Top risks at this age

AI companion dependency. Apps like Character.AI are explicitly designed to feel like relationships. Kids report feeling understood by AI characters in ways they don't feel understood by peers or parents. This isn't irrational — it's by design. The risk is that the social skills that come from navigating actual human relationships, with their friction and imperfection, don't develop if they're being substituted.

Validation loops. AI that validates and agrees with your child's worldview is shaping that worldview. Unlike a human conversation partner who might push back or offer a different perspective, AI companions are often optimized for user satisfaction — which means agreement, flattery, and never being uncomfortable.

Deepfakes and peer manipulation. This age group is increasingly the target and creator of AI-generated images and audio. The ability to generate realistic fake content of peers is now in the hands of 13-year-olds. Understanding what's real and what's generated is a survival skill, not a technology class topic.

Academic integrity under new pressure. Middle school writing, research projects, and early testing are where the habits and skills that matter for high school get formed. AI-generated essays that look good enough are causing grade inflation that masks real skill gaps — gaps that will show up sharply on standardized tests and in-class assessments.

What parents can do

Know which AI companion apps your child is using. This isn't surveillance — it's awareness. Ask directly: "Are you using any chat apps that aren't real people?" Character.AI, Replika, Chai, and similar platforms are worth knowing about by name.

Create a regular "who said that?" habit. When your child shares something they believe or a strong opinion, ask warmly: "Where'd you get that idea?" Not accusatorially — as genuine curiosity. You're building the metacognitive habit of knowing where their beliefs come from.

Talk about deepfakes directly. "There are apps that can make fake photos and videos of anyone, including you, that look completely real. Have you seen any of those yet?" Naming it makes it less scary and establishes you as someone they can come to if it happens.

Have the AI companion conversation without banning it. Rather than "you can't use Character.AI," try: "I want to understand what you like about it.

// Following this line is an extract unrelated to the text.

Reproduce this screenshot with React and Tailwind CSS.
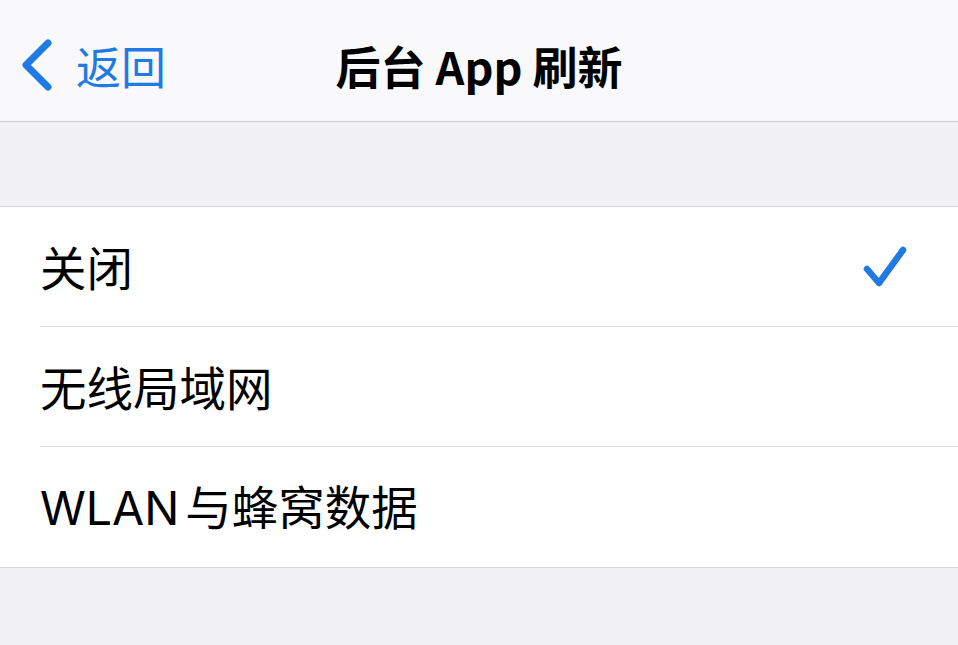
const rows = [
  { label: "关闭", checked: true },
  { label: "无线局域网", checked: false },
  { latin: "WLAN", label: "与蜂窝数据", checked: false },
];

const font = { fontFamily: '"Noto Sans CJK SC", "Noto Sans", sans-serif' };

export default function App() {
  return (
    <div className="w-[958px] h-[645px] bg-[#f0f0f5] overflow-hidden" style={font}>
      <header className="relative h-[122px] bg-[#f9f9fb] border-b border-[#c9c9ce] flex items-center justify-center">
        <button className="absolute left-[20px] top-[38px] flex items-center gap-[22px] text-[#1f7be3]">
          <svg width="34" height="54" viewBox="0 0 34 54" fill="none">
            <path d="M28 5 L6 27 L28 49" stroke="currentColor" strokeWidth="7" strokeLinecap="round" strokeLinejoin="round" />
          </svg>
          <span className="text-[45px] leading-none">返回</span>
        </button>
        <h1 className="text-[45px] leading-none font-bold text-black mt-[10px]">后台 App 刷新</h1>
      </header>

      <div className="h-[84px]" />

      <ul className="bg-white border-y border-[#d4d4d8]">
        {rows.map((row, i) => (
          <li key={row.label} className="pl-[40px]">
            <div className={`h-[120px] flex items-center justify-between pr-[52px] ${i < rows.length - 1 ? "border-b border-[#dadade]" : ""}`}>
              <span className="text-[46.5px] leading-none text-black">
                {row.latin && (
                  <span className="mr-[6px] font-['Inter',sans-serif] font-normal">{row.latin}</span>
                )}
                {row.label}
              </span>
              {row.checked && (
                <svg width="46" height="44" viewBox="0 0 46 44" fill="none" className="text-[#1f7be3] mr-[-2px]">
                  <path d="M5 24 L17 38 L41 5" stroke="currentColor" strokeWidth="6.5" strokeLinecap="round" strokeLinejoin="round" />
                </svg>
              )}
            </div>
          </li>
        ))}
      </ul>
    </div>
  );
}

What do you get from those conversations?" This gives you real information and keeps the conversation open.

The conversation to have

Start with: "Does the AI ever disagree with you, or does it pretty much always agree?"

What to listen for: Most kids using AI companions have noticed, on some level, that the AI doesn't really push back. Naming that observation together — "isn't that interesting, it just kind of... agrees?" — opens a conversation about whether that's actually satisfying, and what it would mean to have a conversation where someone pushed back on your ideas. That's the seed of wanting real intellectual friction.